### [Given information]

::::

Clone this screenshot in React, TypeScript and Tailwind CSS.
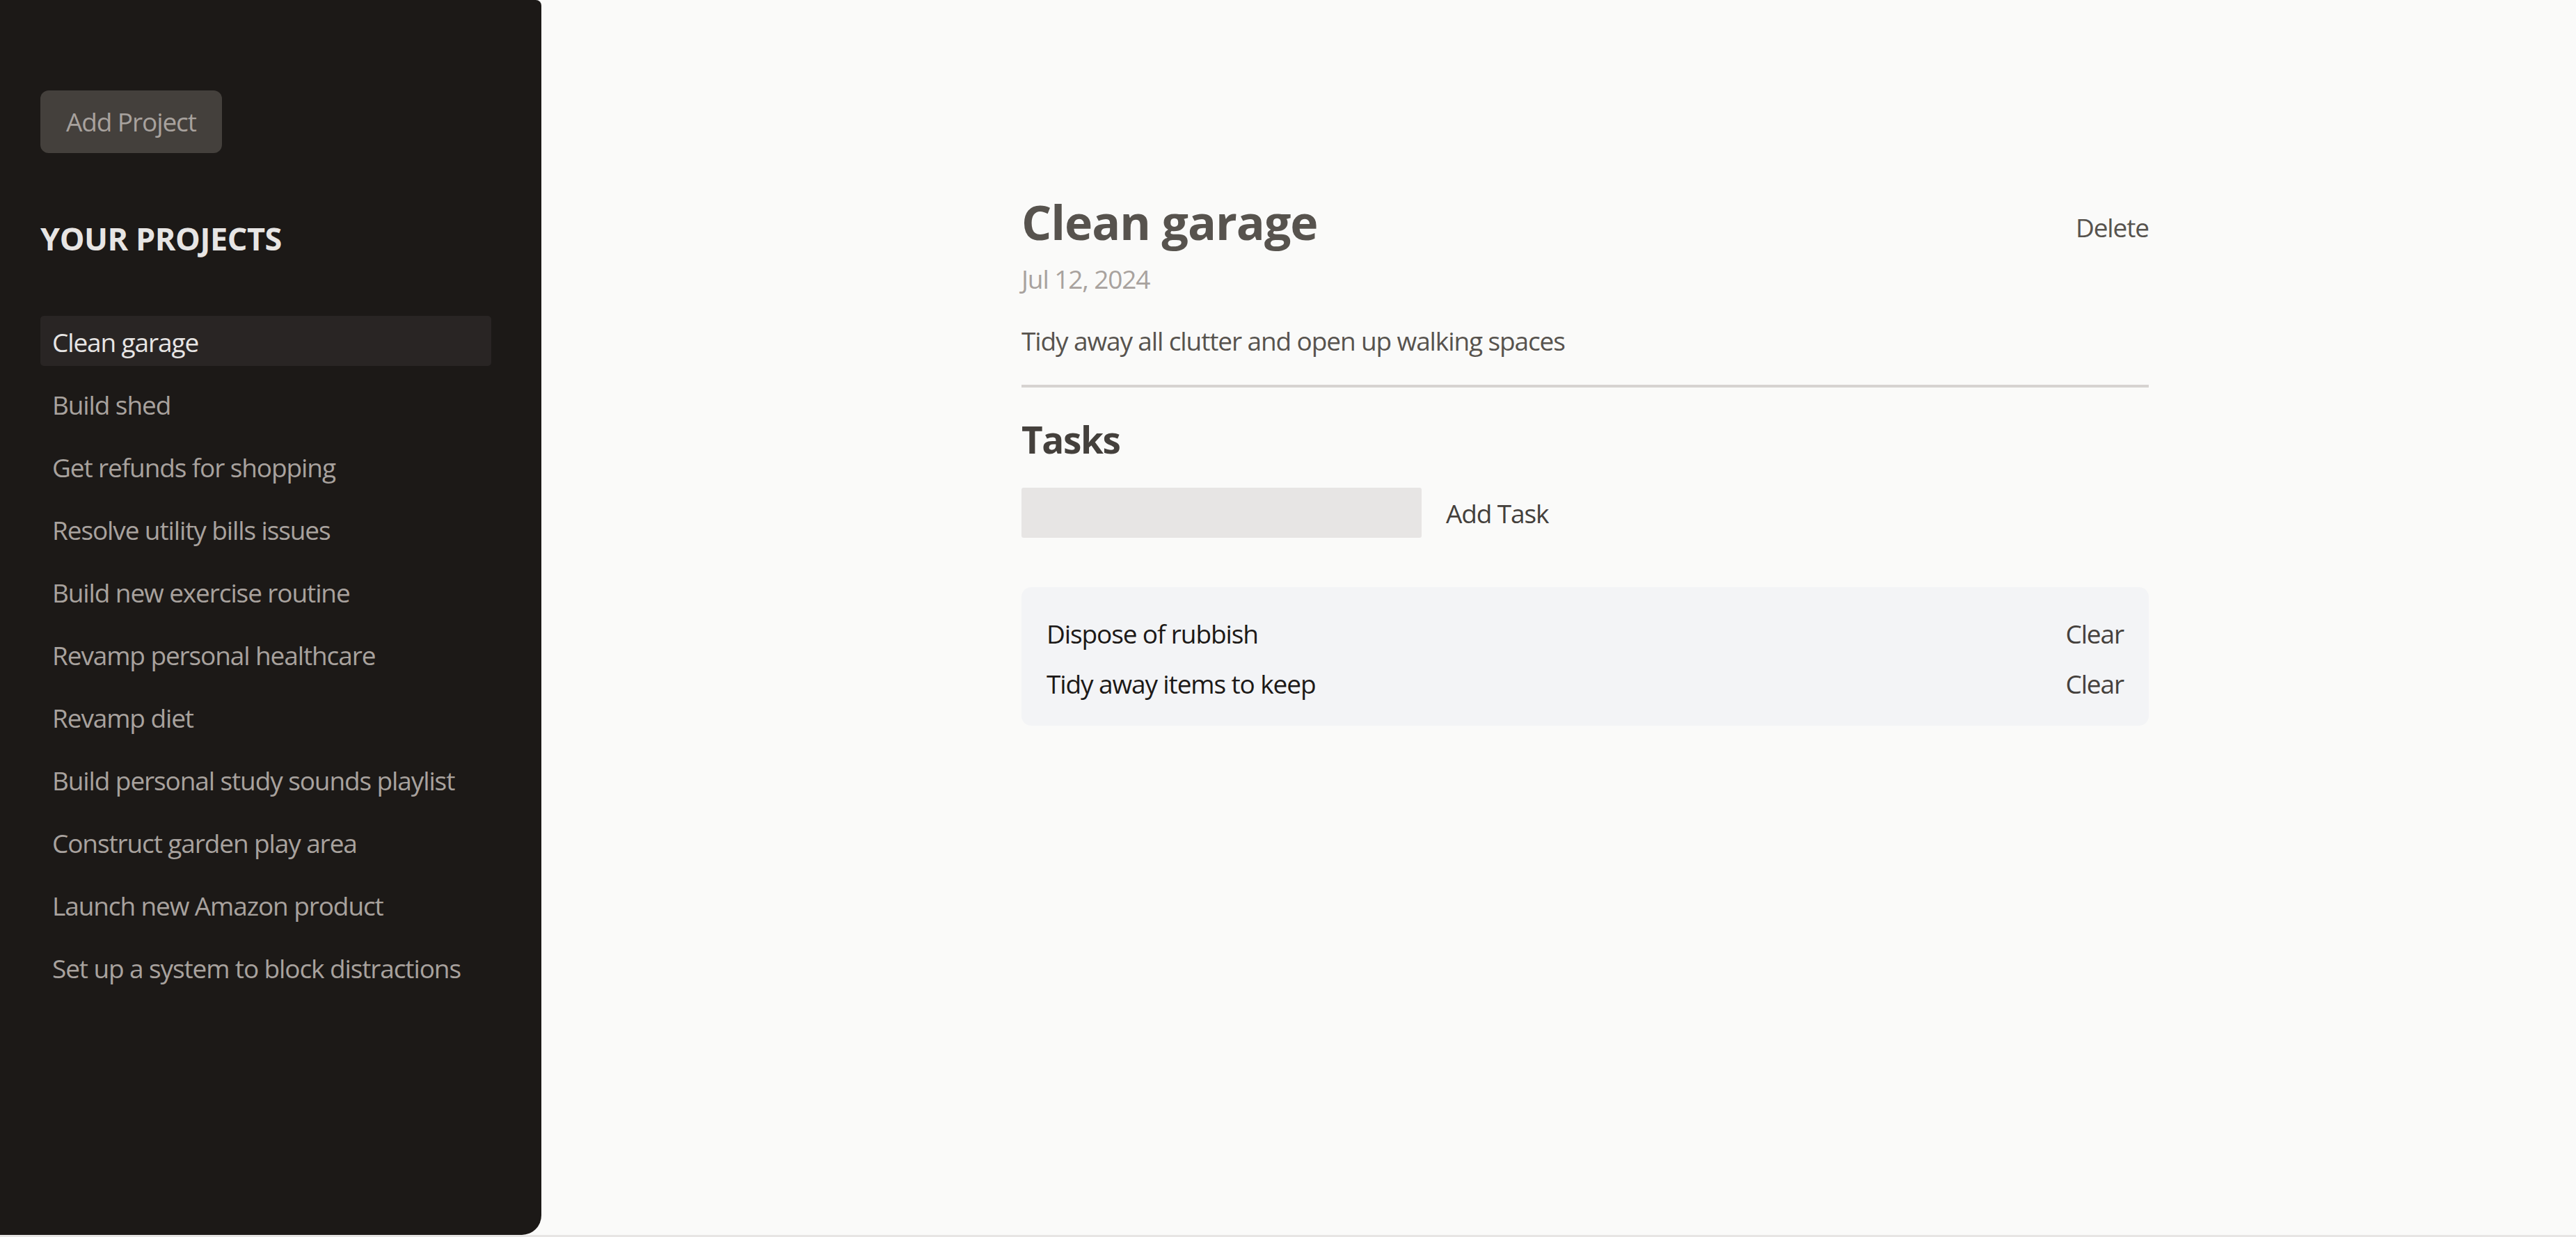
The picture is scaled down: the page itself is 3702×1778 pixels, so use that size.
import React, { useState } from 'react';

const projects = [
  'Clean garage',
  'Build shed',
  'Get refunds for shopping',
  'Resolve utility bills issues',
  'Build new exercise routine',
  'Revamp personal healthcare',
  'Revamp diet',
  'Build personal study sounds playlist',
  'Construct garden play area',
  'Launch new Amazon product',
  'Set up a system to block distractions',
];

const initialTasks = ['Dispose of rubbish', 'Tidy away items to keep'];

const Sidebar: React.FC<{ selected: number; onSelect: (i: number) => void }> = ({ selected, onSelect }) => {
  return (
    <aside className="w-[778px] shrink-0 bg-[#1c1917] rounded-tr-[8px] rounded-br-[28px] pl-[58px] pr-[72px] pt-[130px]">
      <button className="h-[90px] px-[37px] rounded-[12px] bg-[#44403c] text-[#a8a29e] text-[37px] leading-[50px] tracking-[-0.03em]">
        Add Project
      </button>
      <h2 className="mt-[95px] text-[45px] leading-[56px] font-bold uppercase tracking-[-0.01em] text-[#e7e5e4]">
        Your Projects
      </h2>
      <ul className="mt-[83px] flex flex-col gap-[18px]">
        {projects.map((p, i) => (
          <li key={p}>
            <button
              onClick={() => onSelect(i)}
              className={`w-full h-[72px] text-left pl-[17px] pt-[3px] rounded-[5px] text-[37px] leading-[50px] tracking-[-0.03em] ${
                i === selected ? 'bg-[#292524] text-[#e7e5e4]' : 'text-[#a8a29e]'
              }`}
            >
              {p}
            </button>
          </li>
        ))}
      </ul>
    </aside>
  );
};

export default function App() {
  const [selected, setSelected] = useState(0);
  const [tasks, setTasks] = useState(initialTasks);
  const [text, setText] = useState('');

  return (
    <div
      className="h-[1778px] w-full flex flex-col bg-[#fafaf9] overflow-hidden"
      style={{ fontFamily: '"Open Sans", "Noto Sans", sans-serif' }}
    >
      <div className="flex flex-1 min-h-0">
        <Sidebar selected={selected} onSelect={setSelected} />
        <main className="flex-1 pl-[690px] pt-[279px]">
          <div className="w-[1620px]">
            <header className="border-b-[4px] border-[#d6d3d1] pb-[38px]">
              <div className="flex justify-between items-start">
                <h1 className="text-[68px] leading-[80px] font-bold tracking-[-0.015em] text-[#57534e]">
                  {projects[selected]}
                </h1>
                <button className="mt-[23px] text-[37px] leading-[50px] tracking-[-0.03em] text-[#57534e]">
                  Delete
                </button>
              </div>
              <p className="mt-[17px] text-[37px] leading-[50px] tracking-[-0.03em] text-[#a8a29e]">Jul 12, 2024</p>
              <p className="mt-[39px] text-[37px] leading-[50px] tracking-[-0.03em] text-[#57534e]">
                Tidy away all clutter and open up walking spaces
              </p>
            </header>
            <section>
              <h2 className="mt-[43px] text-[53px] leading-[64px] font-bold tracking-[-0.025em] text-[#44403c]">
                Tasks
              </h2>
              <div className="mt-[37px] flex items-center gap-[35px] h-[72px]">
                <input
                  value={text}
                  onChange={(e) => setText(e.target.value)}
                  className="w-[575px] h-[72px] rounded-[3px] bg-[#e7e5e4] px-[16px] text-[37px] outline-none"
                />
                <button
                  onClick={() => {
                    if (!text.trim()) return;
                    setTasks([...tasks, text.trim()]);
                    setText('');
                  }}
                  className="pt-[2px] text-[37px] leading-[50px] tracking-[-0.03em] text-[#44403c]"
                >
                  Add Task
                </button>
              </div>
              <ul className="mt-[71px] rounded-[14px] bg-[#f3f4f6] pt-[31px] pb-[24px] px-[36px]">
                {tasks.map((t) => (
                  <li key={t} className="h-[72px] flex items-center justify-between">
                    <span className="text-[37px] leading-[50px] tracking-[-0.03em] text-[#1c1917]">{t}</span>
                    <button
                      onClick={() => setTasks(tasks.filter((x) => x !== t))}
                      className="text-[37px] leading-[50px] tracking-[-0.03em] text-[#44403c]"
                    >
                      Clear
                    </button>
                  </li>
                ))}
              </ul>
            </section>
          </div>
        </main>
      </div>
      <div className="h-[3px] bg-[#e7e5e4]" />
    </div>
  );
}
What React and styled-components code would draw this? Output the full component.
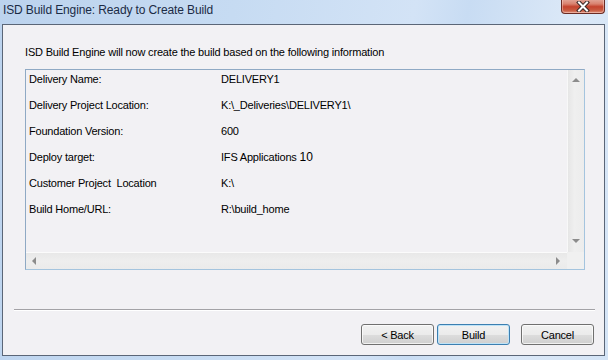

::::

### [Set exercise]
Omit the pictures, then repeat exactly each line from the beginning of the listing through the line with "const [text, setText] = useState('');".

### [Task response]
Clone this screenshot in React, TypeScript and Tailwind CSS.
The picture is scaled down: the page itself is 3702×1778 pixels, so use that size.
import React, { useState } from 'react';

const projects = [
  'Clean garage',
  'Build shed',
  'Get refunds for shopping',
  'Resolve utility bills issues',
  'Build new exercise routine',
  'Revamp personal healthcare',
  'Revamp diet',
  'Build personal study sounds playlist',
  'Construct garden play area',
  'Launch new Amazon product',
  'Set up a system to block distractions',
];

const initialTasks = ['Dispose of rubbish', 'Tidy away items to keep'];

const Sidebar: React.FC<{ selected: number; onSelect: (i: number) => void }> = ({ selected, onSelect }) => {
  return (
    <aside className="w-[778px] shrink-0 bg-[#1c1917] rounded-tr-[8px] rounded-br-[28px] pl-[58px] pr-[72px] pt-[130px]">
      <button className="h-[90px] px-[37px] rounded-[12px] bg-[#44403c] text-[#a8a29e] text-[37px] leading-[50px] tracking-[-0.03em]">
        Add Project
      </button>
      <h2 className="mt-[95px] text-[45px] leading-[56px] font-bold uppercase tracking-[-0.01em] text-[#e7e5e4]">
        Your Projects
      </h2>
      <ul className="mt-[83px] flex flex-col gap-[18px]">
        {projects.map((p, i) => (
          <li key={p}>
            <button
              onClick={() => onSelect(i)}
              className={`w-full h-[72px] text-left pl-[17px] pt-[3px] rounded-[5px] text-[37px] leading-[50px] tracking-[-0.03em] ${
                i === selected ? 'bg-[#292524] text-[#e7e5e4]' : 'text-[#a8a29e]'
              }`}
            >
              {p}
            </button>
          </li>
        ))}
      </ul>
    </aside>
  );
};

export default function App() {
  const [selected, setSelected] = useState(0);
  const [tasks, setTasks] = useState(initialTasks);
  const [text, setText] = useState('');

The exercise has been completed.